Die Schweiz und der Plattenbau
Heute gelten Grossüberbauungen als hässliche, falsch geplante und problembehaftete Quartiere. Doch das war nicht immer so – und die Kritik an den architektonischen Vermächtnissen der boomenden Nachkriegszeit greift zu kurz.
Sie seien Zeugen gescheiterter Planung, städtebauliche Ärgernisse, ästhetische Verirrungen: Den Grosssiedlungen der Nachkriegsjahre sagt man heute vieles nach. Doch 1965 wurde eine solche Grossbaustelle gefeiert.

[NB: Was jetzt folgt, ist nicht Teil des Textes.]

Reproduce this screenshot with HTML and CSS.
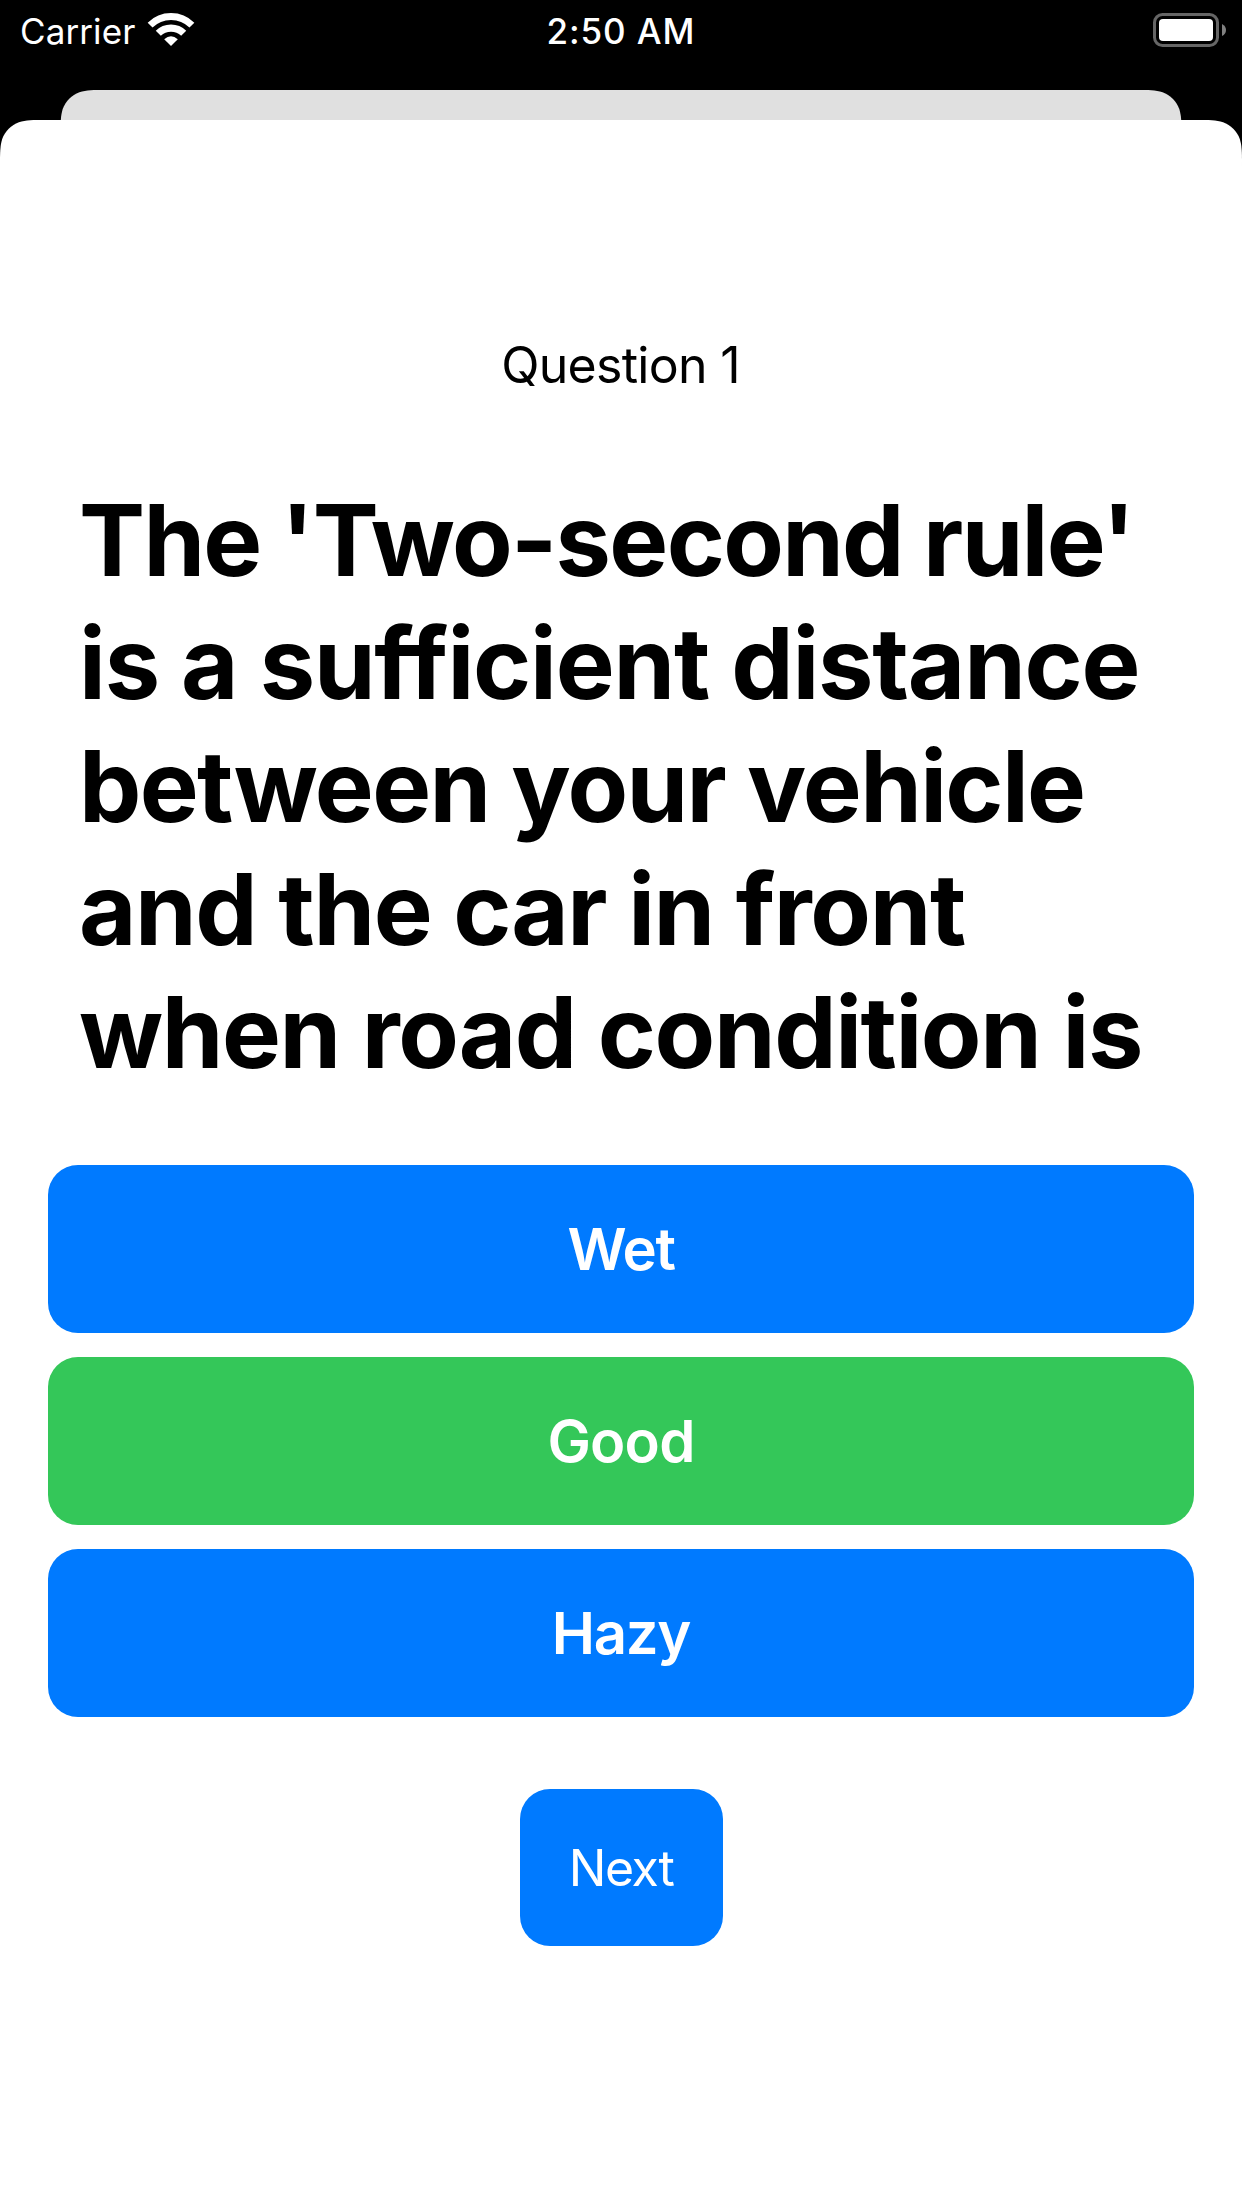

Im Oktober 1965 wurden die ersten Elemente für die industriell vorgefertigte Überbauung «Sunnebüel» in der Zürcher Agglomerationsgemeinde Volketswil versetzt. Treibende Kraft hinter dem Vorhaben war der Baulöwe Ernst Göhner, ein konsequenter Verfechter der Rationalisierung im Bauwesen und einer der ersten Schweizer Generalbauunternehmer.
Eigens für das freudige Ereignis liess die Ernst Göhner AG am Rand der Baustelle eine Tribüne bauen und lud zahlreiche Honoratioren aus Politik und Wirtschaft sowie die Presse ein.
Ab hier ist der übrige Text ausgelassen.